The Four Worst Hurricanes of All Time

The Four Worst Hurricanes of All Time

By definition, a hurricane is a tropical storm with winds above 74 miles per hour (119 kilometres per hour). The systems occur all over the world. In the Western Atlantic and Eastern Pacific Oceans, they are called hurricanes. In the Indian Ocean and South Pacific, they are called cyclones and in the Western Pacific, they are called typhoons. The following hurricanes aren't necessarily the deadliest of all time, or the costliest. But they all sit at the intersection of property damage, powerful winds and human tragedy.

1935 Florida Keys Labor Day Hurricane

This Category 5 storm, considered the strongest to hit the U.S. in the 20th century, brought 200-mph (320-kph) winds and soaking rain to the upper and middle Florida Keys and killed approximately 400 people. More than half of the dead were World War I veterans who had been working on building a highway. The storm also struck well before advances in weather tracking technology that predict where a storm might end up. This left residents largely in the dark as the hurricane approached. Many of the victims had waited anxiously for an evacuation train that never came – it was washed away from the track.

Katrina

On Aug. 26, Katrina looked like a hurricane that was fizzling out, but it began rapidly strengthening to Category 5 levels over warm water. By mandatory evacuation order was issued for New Orleans. As the now-Category 3 hurricane reached the city, water topped over its systems of levees causing them to break and the streets to flood. Eventually, 80 percent of the city was underwater. Katrina left residents who couldn't or chose not to evacuate stranded in their homes with waters rising around them. Forty percent of hurricane-related deaths were from drowning.

Mitch

The slow-moving hurricane seemed to pause once it reached Honduras in October 1998, pouring up to 4 inches (10 centimeters) of rain an hour for two days, causing mudslides and deadly flooding along the way. With approximately 11,000 people dead (and thousands more missing), Mitch is the second-deadliest hurricane on record and the worst to hit the Western Hemisphere in more than 200 years. The storm caused more than $5 billion in damage in Honduras, where much of the country's infrastructure and crops were completely destroyed. Nicaragua was also devastated by Mitch, losing 2,000 people in one mudslide alone.

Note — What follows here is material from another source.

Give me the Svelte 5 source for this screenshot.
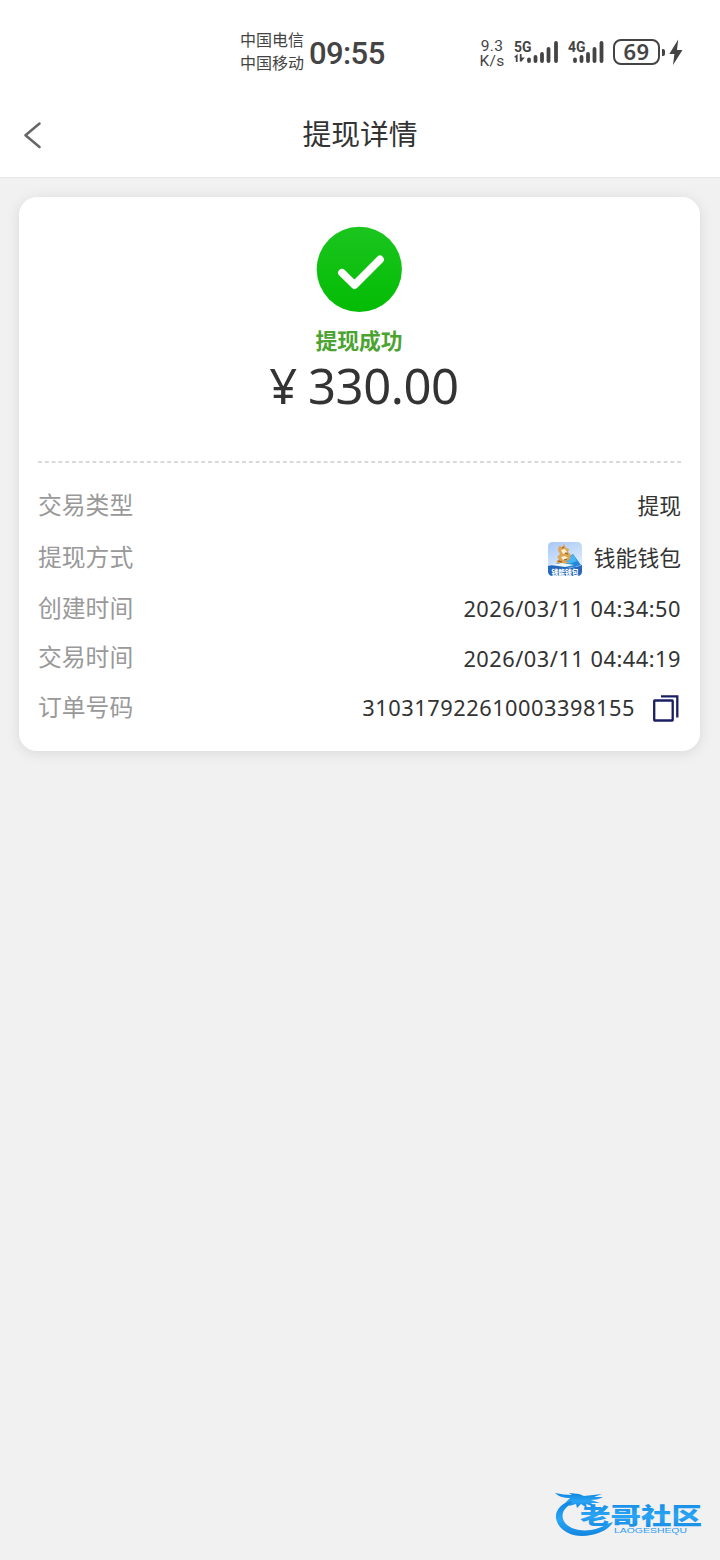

The Great Hurricane of 1780

This Great Hurricane of 1780 blasted its way through the Caribbean, killing approximately 22,000 people. Among the dead were British and American soldiers. While there isn't much data on record regarding the hurricane's speed or rainfall, what we do know is that the storm bombarded several Caribbean islands, including Barbados, Martinique and St. Lucia over six days in October. One local observer wrote that the hurricane stripped bark off of trees, which has caused some to speculate the winds must have topped 200 mph (320 kph). This massive storm is considered the deadliest hurricanes of all time.